Chrissy, your wedding menu is EXACTLY what I would like to do, if left to my own devices. I always wondered if I would ever date a vegetarian guy, and if we'd opt for a vegetarian wedding. I don't LOVE that Matt is a meat-eater and probably always will be, but at the same time, I think our different eating habits are a source of good conversation and experimentation. And besides: when it comes to love, there are only so many things you can choose because every person is a package deal.
xo!
Hi there! I came over to your blog from Chrissy's. I guess I should preface my remarks by saying that I currently eat some meat (humanely raised and local) but that I was a vegetarian for years and a vegan for a while. I have lived in countries where there is almost no understanding of vegetarianism and where many consider a chicken dish to be "vegetarian." I married a meat eater who despises legumes and doesn't like a lot of fruits and vegetables. I'd rather not make a separate meal every night so we have compromised. I eat the occasional piece of chicken or fish or a meatball here and there and he eats chickpeas and picks out the vegetables he doesn't like from dishes.

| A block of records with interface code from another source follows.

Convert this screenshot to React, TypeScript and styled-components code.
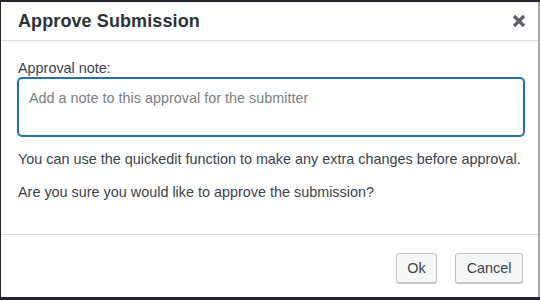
import styled, { createGlobalStyle } from "styled-components";

const GlobalStyle = createGlobalStyle`
  html, body {
    margin: 0;
    padding: 0;
    background: #262633;
  }
  body {
    font-family: "Liberation Sans", Arial, sans-serif;
    -webkit-font-smoothing: antialiased;
  }
`;

const Dialog = styled.div`
  box-sizing: border-box;
  width: 539px;
  height: 295px;
  margin: 2px 0 0 1px;
  background: #ffffff;
  border-right: 2px solid #a3a3a8;
  display: flex;
  flex-direction: column;
`;

const Header = styled.div`
  height: 38px;
  flex-shrink: 0;
  display: flex;
  align-items: center;
  justify-content: space-between;
  padding: 0 9px 0 17px;
  border-bottom: 1px solid #dcdcde;
`;

const Title = styled.h1`
  margin: 0;
  font-size: 18px;
  font-weight: 700;
  color: #2c3338;
  letter-spacing: 0.1px;
`;

const CloseButton = styled.button`
  width: 20px;
  height: 20px;
  padding: 0;
  border: none;
  background: none;
  display: flex;
  align-items: center;
  justify-content: center;
  cursor: pointer;
`;

const Body = styled.div`
  flex: 1;
  padding: 17px 14px 0 17px;
  color: #3c434a;
  font-size: 14.4px;
`;

const Label = styled.label`
  display: block;
  line-height: 20px;
`;

const NoteArea = styled.textarea`
  display: block;
  box-sizing: border-box;
  width: 100%;
  height: 58px;
  margin: 0;
  padding: 9px 10px;
  resize: none;
  font-family: inherit;
  font-size: 14.4px;
  line-height: 20px;
  color: #2c3338;
  border: 1px solid #2271b1;
  box-shadow: 0 0 0 1px #2271b1;
  border-radius: 4px;
  outline: none;

  &::placeholder {
    color: #7b7e83;
  }
`;

const Text = styled.p<{ $top: number }>`
  margin: ${(p) => p.$top}px 0 0;
  line-height: 21px;
  white-space: nowrap;
`;

const Footer = styled.div`
  height: 63px;
  flex-shrink: 0;
  box-sizing: border-box;
  border-top: 1px solid #dcdcde;
  display: flex;
  align-items: flex-start;
  justify-content: flex-end;
  gap: 18px;
  padding: 18px 15px 0 17px;
`;

const Button = styled.button`
  height: 30px;
  padding: 0 10.5px;
  font-family: inherit;
  font-size: 14.4px;
  color: #3c434a;
  background: #f6f7f7;
  border: 1px solid #c3c4c7;
  border-radius: 3px;
  box-shadow: 0 1px 0 #c3c4c7;
  cursor: pointer;
`;

const CloseIcon = () => (
  <svg width="14" height="14" viewBox="0 0 14 14">
    <path
      d="M2 2 L12 12 M12 2 L2 12"
      stroke="#5e6166"
      strokeWidth="3.2"
      strokeLinecap="butt"
    />
  </svg>
);

const App = () => {
  return (
    <>
      <GlobalStyle />
      <Dialog>
        <Header>
          <Title>Approve Submission</Title>
          <CloseButton aria-label="Close">
            <CloseIcon />
          </CloseButton>
        </Header>
        <Body>
          <Label htmlFor="approval-note">Approval note:</Label>
          <NoteArea
            id="approval-note"
            placeholder="Add a note to this approval for the submitter"
          />
          <Text $top={13}>
            You can use the quickedit function to make any extra changes before
            approval.
          </Text>
          <Text $top={12}>Are you sure you would like to approve the submission?</Text>
        </Body>
        <Footer>
          <Button>Ok</Button>
          <Button>Cancel</Button>
        </Footer>
      </Dialog>
    </>
  );
};

export default App;
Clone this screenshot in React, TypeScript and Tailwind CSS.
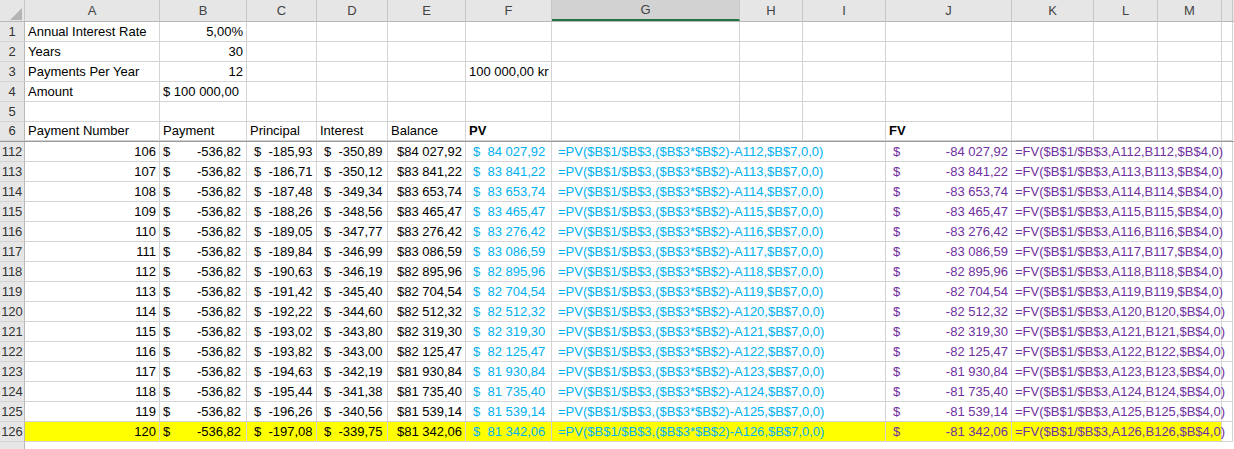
import React from "react";

const W = [25, 135, 87, 70, 71, 78, 86, 188, 63, 83, 126, 82, 64, 64, 11];
const COLS = ["", "A", "B", "C", "D", "E", "F", "G", "H", "I", "J", "K", "L", "M", ""];
const prin = ["-185,93","-186,71","-187,48","-188,26","-189,05","-189,84","-190,63","-191,42","-192,22","-193,02","-193,82","-194,63","-195,44","-196,26","-197,08"];
const intr = ["-350,89","-350,12","-349,34","-348,56","-347,77","-346,99","-346,19","-345,40","-344,60","-343,80","-343,00","-342,19","-341,38","-340,56","-339,75"];
const bal = ["84 027,92","83 841,22","83 653,74","83 465,47","83 276,42","83 086,59","82 895,96","82 704,54","82 512,32","82 319,30","82 125,47","81 930,84","81 735,40","81 539,14","81 342,06"];

const cell = "h-full shrink-0 border-r border-b border-[#d4d4d4] flex items-center px-[3px] overflow-visible whitespace-nowrap";

function RowHead({ n }: { n: string }) {
  return (
    <div style={{ width: W[0] }} className="h-full shrink-0 bg-[#e6e6e6] border-r border-b border-b-[#d4d4d4] border-r-[#b8b8b8] flex items-center justify-center text-[#333]">
      {n}
    </div>
  );
}

function TopRow({ n, vals, bottom }: { n: number; vals: Record<number, React.ReactNode>; bottom?: boolean }) {
  return (
    <div className={`flex h-[20px] ${bottom ? "border-b border-[#9b9b9b]" : ""}`}>
      <RowHead n={String(n)} />
      {W.slice(1).map((w, i) => (
        <div key={i} style={{ width: w }} className={cell}>
          {vals[i + 1]}
        </div>
      ))}
    </div>
  );
}

function Money({ v, cls = "" }: { v: string; cls?: string }) {
  return (
    <div className={`flex w-full justify-between ${cls}`}>
      <span>$</span>
      <span>{v}</span>
    </div>
  );
}

export default function App() {
  return (
    <div className="w-[1234px] h-[449px] overflow-hidden bg-white text-[13px] text-black" style={{ fontFamily: '"Liberation Sans", Arial, sans-serif' }}>
      <div className="flex h-[22px] bg-[#e6e6e6] border-b border-[#b8b8b8]">
        {COLS.map((c, i) => (
          <div key={i} style={{ width: W[i] }} className={`h-full shrink-0 border-r border-[#c8c8c8] flex items-center justify-center text-[#444] ${c === "G" ? "bg-[#d2d2d2] border-b-2 border-b-[#217346]" : ""}`}>
            {i === 0 ? <svg width="12" height="12" className="ml-[8px] mt-[6px]"><polygon points="12,0 12,12 0,12" fill="#b4b4b4" /></svg> : c}
          </div>
        ))}
      </div>
      <TopRow n={1} vals={{ 1: "Annual Interest Rate", 2: <span className="w-full text-right">5,00%</span> }} />
      <TopRow n={2} vals={{ 1: "Years", 2: <span className="w-full text-right">30</span> }} />
      <TopRow n={3} vals={{ 1: "Payments Per Year", 2: <span className="w-full text-right">12</span>, 6: <span className="w-full text-right">100 000,00 kr</span> }} />
      <TopRow n={4} vals={{ 1: "Amount", 2: <span className="w-full text-right pr-[20px]">$ 100 000,00</span> }} />
      <TopRow n={5} vals={{}} />
      <TopRow n={6} bottom vals={{ 1: "Payment Number", 2: "Payment", 3: "Principal", 4: "Interest", 5: "Balance", 6: <b>PV</b>, 10: <b>FV</b> }} />
      {bal.map((b, i) => {
        const r = 112 + i;
        const y = i === 14;
        const bg = y ? "bg-[#ffff00]" : "";
        return (
          <div key={r} className="flex h-[20px]">
            <RowHead n={String(r)} />
            <div style={{ width: W[1] }} className={`${cell} ${bg} justify-end`}>{106 + i}</div>
            <div style={{ width: W[2] }} className={`${cell} ${bg}`}><Money v="-536,82" cls="pr-[2px]" /></div>
            <div style={{ width: W[3] }} className={`${cell} ${bg}`}><span className="pl-[4px]">$ &nbsp;{prin[i]}</span></div>
            <div style={{ width: W[4] }} className={`${cell} ${bg}`}><span className="pl-[4px]">$ &nbsp;{intr[i]}</span></div>
            <div style={{ width: W[5] }} className={`${cell} ${bg} justify-end`}>${b}</div>
            <div style={{ width: W[6] }} className={`${cell} ${bg} text-[#00b0f0]`}><span className="pl-[4px]">$ &nbsp;{b}</span></div>
            <div style={{ width: W[7] + W[8] + W[9] }} className={`${cell} ${bg} text-[#00b0f0] pl-[6px]`}>=PV($B$1/$B$3,($B$3*$B$2)-A{r},$B$7,0,0)</div>
            <div style={{ width: W[10] }} className={`${cell} ${bg} text-[#7030a0]`}><div className="flex w-full justify-between pl-[4px]"><span>$</span><span>-{b}</span></div></div>
            <div style={{ width: W[11] + W[12] + W[13] }} className={`${cell} ${bg} text-[#7030a0]`}>=FV($B$1/$B$3,A{r},B{r},$B$4,0)</div>
            <div style={{ width: W[14] }} className={cell}></div>
          </div>
        );
      })}
      <div className="flex h-[20px]">
        <RowHead n="" />
      </div>
    </div>
  );
}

When we got married this was a dilemma for me when we started planning, but ultimately, my feelings are that a wedding isn't just about the two people getting married, especially if non-vegetarian relatives are paying for part of the ceremony and/or reception (my husband's parents paid for a large chunk of our reception). It's about their comfort as well. Knowing that my husband, most of our family members, and many of our guests were not vegetarians but that some were, we had options for both.
Incidentally, this has been the topic of a lot of discussion on wedding forums on sites like Off Beat Bride and The Knot. The etiquette really isn't clear, but most people expect a meat option when they attend a wedding in the states.
Great points, Raquelita! While I don't want my guests to feel uncomfortable at my wedding, I don't want to feel uncomfortable either! You make a good point about who is helping to pay for the ceremony - in that case, I would try to pay for the food myself. :) If I did decide to offer any meat, then I would do my best to find local, organic, humanely raised meat.
On the other hand, I wouldn't tell my guests that it was going to be a vegetarian wedding (if that's what I decided to do). Hopefully the food would be so delicious they wouldn't even notice the lack of meat. (Hey, a girl can dream!) :)
Oh my gosh, it is so embarrassing that I have taken weeks to respond to the latest comments. I'm sorry! But here we go:
Raquelita, thanks for coming over and saying hello! I can definitely appreciate your feelings on not cooking separate meals when you and your husband are eating together. I feel like there is something special and lovely about a shared meal where people are enjoying the same food. For that reason, I'm very grateful that Matt is willing to eat mostly vegetarian meals when we cook together.
I agree with your thoughts that a meat option is expected at American weddings. It's traditional of course ("beef or chicken?"). But maybe it's that traditional aspect of it that I dislike. I don't feel compelled to honor many traditions, and certainly traditions that involve food are low on my list of traditions to uphold. Though "traditional" foods like fermented foods and grass-fed animal products--those traditions I can get behind!
Chrissy, thanks for your follow-up comment! Clearly you are more on the ball than I am with this blogging thing :-) I think ultimately, my dream menu would have one meat, one vegetarian, and one vegan option for the main course. Then everything else on the menu would be vegetarian. That's a menu plan I can get behind.
Thanks for all the great comments, everyone! What a fun topic.